* **Data block**:
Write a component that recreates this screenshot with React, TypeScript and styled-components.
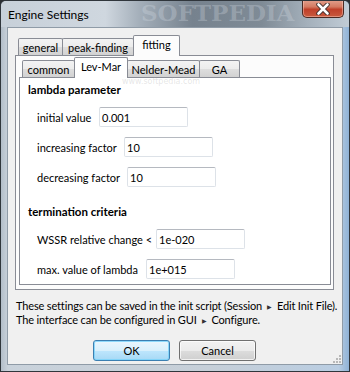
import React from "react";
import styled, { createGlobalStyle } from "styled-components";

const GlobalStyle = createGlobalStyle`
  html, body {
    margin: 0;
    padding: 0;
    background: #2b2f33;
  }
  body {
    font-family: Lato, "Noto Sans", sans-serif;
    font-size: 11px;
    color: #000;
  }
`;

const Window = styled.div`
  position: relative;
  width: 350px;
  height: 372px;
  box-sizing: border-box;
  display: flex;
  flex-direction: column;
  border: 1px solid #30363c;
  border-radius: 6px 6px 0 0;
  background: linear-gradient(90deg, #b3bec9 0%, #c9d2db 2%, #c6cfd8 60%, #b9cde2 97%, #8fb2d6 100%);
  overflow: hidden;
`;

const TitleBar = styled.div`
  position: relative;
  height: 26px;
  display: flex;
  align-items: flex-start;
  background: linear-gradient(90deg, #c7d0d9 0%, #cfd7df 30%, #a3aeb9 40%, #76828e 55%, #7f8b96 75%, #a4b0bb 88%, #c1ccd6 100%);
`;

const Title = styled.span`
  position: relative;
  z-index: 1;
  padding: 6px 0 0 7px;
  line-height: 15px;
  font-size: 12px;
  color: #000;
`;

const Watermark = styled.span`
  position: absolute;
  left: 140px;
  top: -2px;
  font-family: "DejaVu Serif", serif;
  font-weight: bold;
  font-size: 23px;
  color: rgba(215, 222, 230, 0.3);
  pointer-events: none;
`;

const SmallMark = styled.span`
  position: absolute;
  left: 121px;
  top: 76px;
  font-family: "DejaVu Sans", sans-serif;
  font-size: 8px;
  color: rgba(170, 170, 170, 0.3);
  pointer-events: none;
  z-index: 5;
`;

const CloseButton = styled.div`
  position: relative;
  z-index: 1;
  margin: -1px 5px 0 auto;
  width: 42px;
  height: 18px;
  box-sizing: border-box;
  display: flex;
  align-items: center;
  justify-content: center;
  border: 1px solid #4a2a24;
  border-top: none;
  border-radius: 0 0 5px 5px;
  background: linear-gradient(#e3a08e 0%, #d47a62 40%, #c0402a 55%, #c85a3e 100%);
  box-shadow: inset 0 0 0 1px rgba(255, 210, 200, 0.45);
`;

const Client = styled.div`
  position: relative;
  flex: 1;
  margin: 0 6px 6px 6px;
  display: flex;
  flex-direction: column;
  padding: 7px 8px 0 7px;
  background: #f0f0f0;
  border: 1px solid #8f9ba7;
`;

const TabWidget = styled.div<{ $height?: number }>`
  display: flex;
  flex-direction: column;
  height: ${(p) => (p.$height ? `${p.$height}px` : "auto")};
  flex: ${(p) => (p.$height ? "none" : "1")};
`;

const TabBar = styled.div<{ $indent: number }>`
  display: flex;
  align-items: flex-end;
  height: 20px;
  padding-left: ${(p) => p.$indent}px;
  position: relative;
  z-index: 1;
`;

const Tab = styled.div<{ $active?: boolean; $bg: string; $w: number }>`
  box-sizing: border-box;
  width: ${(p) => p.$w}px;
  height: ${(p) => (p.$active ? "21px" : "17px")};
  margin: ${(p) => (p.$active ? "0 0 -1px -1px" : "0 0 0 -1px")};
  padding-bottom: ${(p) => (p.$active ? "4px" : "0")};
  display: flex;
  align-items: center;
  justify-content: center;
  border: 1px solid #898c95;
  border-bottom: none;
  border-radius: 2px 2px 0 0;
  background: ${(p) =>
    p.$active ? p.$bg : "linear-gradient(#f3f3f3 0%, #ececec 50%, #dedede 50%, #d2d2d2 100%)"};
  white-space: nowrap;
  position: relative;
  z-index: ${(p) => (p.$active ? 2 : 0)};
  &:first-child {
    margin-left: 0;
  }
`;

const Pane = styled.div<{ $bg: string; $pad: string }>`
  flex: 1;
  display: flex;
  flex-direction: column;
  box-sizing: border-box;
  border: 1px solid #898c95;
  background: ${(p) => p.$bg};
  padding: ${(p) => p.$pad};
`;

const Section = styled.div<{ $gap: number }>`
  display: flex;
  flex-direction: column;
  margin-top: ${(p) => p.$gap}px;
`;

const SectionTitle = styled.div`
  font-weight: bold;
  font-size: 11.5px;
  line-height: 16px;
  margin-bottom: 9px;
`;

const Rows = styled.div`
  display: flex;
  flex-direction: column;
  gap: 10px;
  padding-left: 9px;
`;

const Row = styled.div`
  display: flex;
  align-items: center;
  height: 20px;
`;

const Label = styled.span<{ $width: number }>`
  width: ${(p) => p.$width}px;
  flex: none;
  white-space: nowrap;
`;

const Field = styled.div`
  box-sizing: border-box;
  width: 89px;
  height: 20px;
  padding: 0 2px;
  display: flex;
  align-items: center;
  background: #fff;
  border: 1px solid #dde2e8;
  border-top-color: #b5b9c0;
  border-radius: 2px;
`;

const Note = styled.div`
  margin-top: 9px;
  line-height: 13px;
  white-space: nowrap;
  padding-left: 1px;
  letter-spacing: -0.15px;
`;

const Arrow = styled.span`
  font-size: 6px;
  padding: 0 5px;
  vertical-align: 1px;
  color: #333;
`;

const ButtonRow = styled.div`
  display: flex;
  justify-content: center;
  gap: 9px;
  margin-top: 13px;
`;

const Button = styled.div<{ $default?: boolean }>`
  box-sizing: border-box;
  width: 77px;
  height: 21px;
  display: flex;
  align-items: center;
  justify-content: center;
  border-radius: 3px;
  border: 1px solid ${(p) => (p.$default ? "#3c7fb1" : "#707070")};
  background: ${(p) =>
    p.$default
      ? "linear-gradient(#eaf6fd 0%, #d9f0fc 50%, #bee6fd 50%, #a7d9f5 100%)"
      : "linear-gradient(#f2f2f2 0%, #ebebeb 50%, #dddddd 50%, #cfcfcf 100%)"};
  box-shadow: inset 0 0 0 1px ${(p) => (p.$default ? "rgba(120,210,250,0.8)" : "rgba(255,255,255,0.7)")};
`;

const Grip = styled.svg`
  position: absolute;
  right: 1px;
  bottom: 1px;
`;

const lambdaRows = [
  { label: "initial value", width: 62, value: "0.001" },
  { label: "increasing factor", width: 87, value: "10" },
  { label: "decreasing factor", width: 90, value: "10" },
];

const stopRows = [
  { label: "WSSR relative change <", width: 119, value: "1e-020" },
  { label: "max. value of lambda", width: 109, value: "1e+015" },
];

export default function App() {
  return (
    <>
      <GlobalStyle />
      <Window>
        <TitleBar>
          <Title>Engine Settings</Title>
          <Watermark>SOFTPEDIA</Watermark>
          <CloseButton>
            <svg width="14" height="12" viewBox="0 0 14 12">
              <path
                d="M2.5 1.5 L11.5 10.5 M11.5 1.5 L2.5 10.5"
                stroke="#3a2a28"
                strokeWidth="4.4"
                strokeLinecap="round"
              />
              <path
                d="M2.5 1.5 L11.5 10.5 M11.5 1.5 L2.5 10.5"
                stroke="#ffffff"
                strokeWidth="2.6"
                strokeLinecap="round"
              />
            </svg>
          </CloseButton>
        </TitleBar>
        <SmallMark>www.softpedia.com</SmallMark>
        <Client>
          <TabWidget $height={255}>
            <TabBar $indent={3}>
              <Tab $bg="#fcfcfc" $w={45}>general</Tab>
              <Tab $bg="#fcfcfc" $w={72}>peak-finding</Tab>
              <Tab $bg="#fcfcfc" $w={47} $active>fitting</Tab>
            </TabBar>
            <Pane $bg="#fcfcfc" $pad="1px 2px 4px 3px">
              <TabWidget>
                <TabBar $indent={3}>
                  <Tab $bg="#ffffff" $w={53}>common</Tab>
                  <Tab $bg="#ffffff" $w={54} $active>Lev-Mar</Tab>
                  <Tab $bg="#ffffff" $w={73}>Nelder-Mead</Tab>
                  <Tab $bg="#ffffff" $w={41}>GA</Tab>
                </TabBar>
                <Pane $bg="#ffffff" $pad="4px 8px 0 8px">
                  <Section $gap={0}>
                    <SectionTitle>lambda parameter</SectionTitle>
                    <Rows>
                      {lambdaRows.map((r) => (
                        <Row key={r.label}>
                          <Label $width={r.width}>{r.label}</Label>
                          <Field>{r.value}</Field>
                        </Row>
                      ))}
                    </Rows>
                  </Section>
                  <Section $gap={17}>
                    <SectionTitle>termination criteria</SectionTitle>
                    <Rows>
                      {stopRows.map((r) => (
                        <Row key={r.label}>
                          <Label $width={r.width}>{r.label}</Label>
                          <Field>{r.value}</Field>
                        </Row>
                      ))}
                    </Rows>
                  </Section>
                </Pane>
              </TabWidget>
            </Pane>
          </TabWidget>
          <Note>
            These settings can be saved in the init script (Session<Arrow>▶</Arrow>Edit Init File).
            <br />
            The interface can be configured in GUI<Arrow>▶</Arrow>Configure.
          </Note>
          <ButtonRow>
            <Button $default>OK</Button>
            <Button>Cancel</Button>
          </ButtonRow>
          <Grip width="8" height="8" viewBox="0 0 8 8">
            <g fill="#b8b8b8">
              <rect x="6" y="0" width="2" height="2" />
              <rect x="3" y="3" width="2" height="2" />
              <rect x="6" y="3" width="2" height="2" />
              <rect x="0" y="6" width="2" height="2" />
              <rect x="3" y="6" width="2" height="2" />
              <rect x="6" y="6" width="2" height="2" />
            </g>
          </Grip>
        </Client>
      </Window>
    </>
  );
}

* **Task description**: Copy out every line of the listing that contains the string "React".

* **Problem solution**:
Write a component that recreates this screenshot with React, TypeScript and styled-components.
import React from "react";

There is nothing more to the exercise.